Ça pourrait être le décor d’un western, ou d’un grand film d’aventure. Le désert à perte de vue, une route interminable et, au milieu de rien, à défaut d’un saloon, une petite masure qui aurait pu être dessinée par un enfant tant elle est simple, juste un cube avec une fenêtre, comme déposé là au milieu du sable. Bien loin de Monument Valley, nous sommes au cœur du Sahara algérien, le long de la route nationale 1, inaugurée il y a des décennies par Houari Boumédiène, cette route « de l’unité » qui relie Alger à Tamanrasset près de 2000 km plus loin. La petite masure est la minuscule buvette que tient Malika, 74 ans, point d’ancrage pour les routiers et les chauffeurs de bus, pour les migrants subsahariens qui ont choisi l’exil par la route terrestre, pour les rares routards et quelques pèlerins. Malika, avec sa force de caractère, avec son franc parler inimitable, pourrait évoquer le personnage de Joan Crawford dans Johnny Guitar de Nicholas Ray, tenancière de saloon, indépendante et farouche dans un monde d’hommes.
Hassen Ferhani a découvert ce personnage extraordinaire grâce à l’écrivain Chawki Amari – auteur d’un livre intitulé Nationale 1 – qui fut son guide. Il a décidé de se poser plusieurs semaines aux côtés de Malika dans ses 20 m2, où trônent quelques chaises en plastique, et où les clients s’arrêtent le temps de boire un café ou d’avaler rapidement une omelette. Evitant les interviews trop faciles, le réalisateur dévoile peu à peu l’histoire mystérieuse de cette femme et les traits de son caractère bien trempé, à travers les brèves conversations qu’elle a avec ses clients. On apprend ainsi qu’elle a choisi de quitter la ville pour vivre seule dans le désert avec son chien et son chat, à 60 km du premier village, et qu’elle a connu il y a quelques années l’opprobre et la violence des hommes médisant sur son indépendance suspecte. Selon Hassen Ferhani, « Malika est pour les routiers comme une balise dans la mer, un repère mental, elle apaise les solitudes […] Malika est une une sainte « profane » dans son mausolée ». Une femme libre comme l’air qui montre son esprit critique quand elle démasque l’hypocrisie sexiste de pèlerins bigots, ou quand elle a la dent dure sur la trop grande masculinité à son goût d’une motarde polonaise.

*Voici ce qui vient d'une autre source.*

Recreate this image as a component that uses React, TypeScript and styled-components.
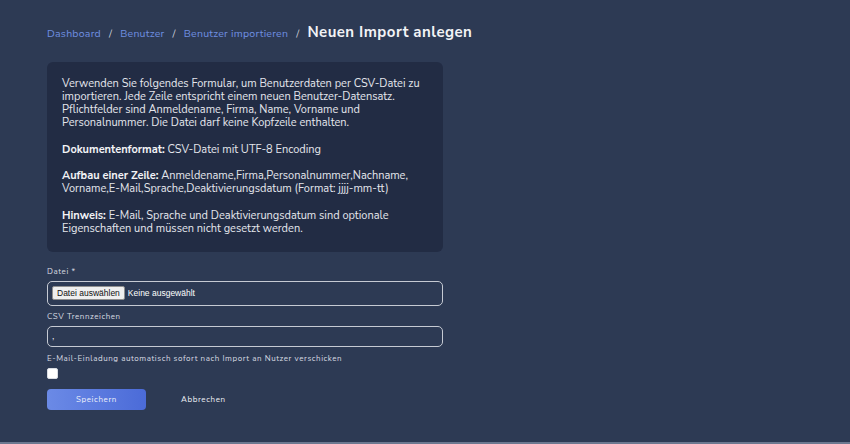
import React from "react";
import styled, { createGlobalStyle } from "styled-components";

const Global = createGlobalStyle`
  html, body { margin: 0; padding: 0; background: #2d3a54; }
  body { font-family: "Nunito Sans", Lato, "Open Sans", sans-serif; color: #e6e9ef; }
  * { box-sizing: border-box; }
`;

const Page = styled.div`
  width: 850px;
  height: 444px;
  background: #2d3a54;
  padding: 22px 47px 0;
  border-bottom: 2px solid #6c7890;
  overflow: hidden;
`;

const Crumbs = styled.nav`
  display: flex;
  align-items: baseline;
  gap: 8px;
  height: 20px;
  font-size: 10.5px;
  letter-spacing: 0.25px;
`;

const Crumb = styled.a`
  color: #6f8fe0;
  text-decoration: none;
`;

const Sep = styled.span`
  color: #d0d4dc;
`;

const Title = styled.h1`
  margin: 0;
  font-size: 15px;
  font-weight: 700;
  color: #f2f3f6;
  letter-spacing: 0.45px;
`;

const Form = styled.div`
  width: 396px;
  margin-top: 20px;
  display: flex;
  flex-direction: column;
`;

const InfoBox = styled.div`
  background: #222c44;
  border-radius: 6px;
  padding: 15px 15px 17px 15px;
  font-size: 11px;
  line-height: 13px;
  color: #e4e6ec;
  p { margin: 0 0 13.5px; }
  p:last-child { margin-bottom: 0; }
  b { font-weight: 700; color: #f2f3f6; }
`;

const Label = styled.label<{ top: number }>`
  display: block;
  font-size: 8px;
  line-height: 10px;
  letter-spacing: 0.55px;
  color: #d8dbe2;
  margin: ${(p) => p.top}px 0 4px;
`;

const Field = styled.div<{ h: number }>`
  height: ${(p) => p.h}px;
  border: 1px solid #c6cad3;
  border-radius: 5px;
  display: flex;
  align-items: center;
  padding: 0 4px;
  font-family: "Liberation Sans", Arial, sans-serif;
  font-size: 8.5px;
  color: #fff;
`;

const FileBtn = styled.span`
  background: #efefef;
  color: #111;
  border: 1px solid #8f8f8f;
  border-radius: 2px;
  padding: 1px 4px;
  margin-right: 3px;
  font-size: 8.5px;
  line-height: 10px;
`;

const Check = styled.span`
  display: block;
  width: 11px;
  height: 11px;
  border-radius: 2px;
  background: #fff;
  border: 1px solid #d9dce2;
`;

const Actions = styled.div`
  display: flex;
  align-items: center;
  gap: 35px;
  margin-top: 10px;
`;

const Primary = styled.button`
  width: 99px;
  height: 21px;
  border: none;
  border-radius: 4px;
  background: linear-gradient(90deg, #6b8ae6, #4b6bd8);
  color: #eef1fb;
  font-family: inherit;
  font-size: 8px;
  letter-spacing: 0.6px;
`;

const Ghost = styled.button`
  background: none;
  border: none;
  color: #eef0f4;
  font-family: inherit;
  font-size: 8px;
  letter-spacing: 0.6px;
  padding: 0;
`;

export default function App() {
  return (
    <>
      <Global />
      <Page>
        <Crumbs>
          <Crumb href="#">Dashboard</Crumb>
          <Sep>/</Sep>
          <Crumb href="#">Benutzer</Crumb>
          <Sep>/</Sep>
          <Crumb href="#">Benutzer importieren</Crumb>
          <Sep>/</Sep>
          <Title>Neuen Import anlegen</Title>
        </Crumbs>
        <Form>
          <InfoBox>
            <p>
              Verwenden Sie folgendes Formular, um Benutzerdaten per CSV-Datei zu importieren. Jede Zeile
              entspricht einem neuen Benutzer-Datensatz. Pflichtfelder sind Anmeldename, Firma, Name, Vorname
              und Personalnummer. Die Datei darf keine Kopfzeile enthalten.
            </p>
            <p>
              <b>Dokumentenformat:</b> CSV-Datei mit UTF-8 Encoding
            </p>
            <p>
              <b>Aufbau einer Zeile:</b> Anmeldename,Firma,Personalnummer,Nachname,
              Vorname,E-Mail,Sprache,Deaktivierungsdatum (Format: jjjj-mm-tt)
            </p>
            <p>
              <b>Hinweis:</b> E-Mail, Sprache und Deaktivierungsdatum sind optionale Eigenschaften und müssen
              nicht gesetzt werden.
            </p>
          </InfoBox>
          <Label top={15}>Datei *</Label>
          <Field h={25}>
            <FileBtn>Datei auswählen</FileBtn>
            Keine ausgewählt
          </Field>
          <Label top={6}>CSV Trennzeichen</Label>
          <Field h={21}>,</Field>
          <Label top={7}>E-Mail-Einladung automatisch sofort nach Import an Nutzer verschicken</Label>
          <Check />
          <Actions>
            <Primary>Speichern</Primary>
            <Ghost>Abbrechen</Ghost>
          </Actions>
        </Form>
      </Page>
    </>
  );
}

Au-delà du portrait formidablement attachant qu’il fait de Malika, Hassen Ferhani décrit bien, à travers les voyageurs de passage, à travers tout ce que laisse deviner la minuscule fenêtre, ouverture sur l’immensité, toutes les problématiques de l’Algérie contemporaine : celle du défi des migrations, de la place de la femme, de la mondialisation qui appauvrit les citoyens d’un pays au socialisme affaibli. Comme le dit Hassen Ferhani, « 143, rue du Désert est un huis-clos ouvert sur l’Algérie et le monde ». Par son travail d’orfèvre d’observation, par la grâce de sa mise en scène d’une acuité et d’une sensibilité rares, ce cinéaste bourré de talent parvient avec son documentaire à nous captiver, à nous faire sourire, à nous émouvoir comme finalement peu de fictions savent le faire.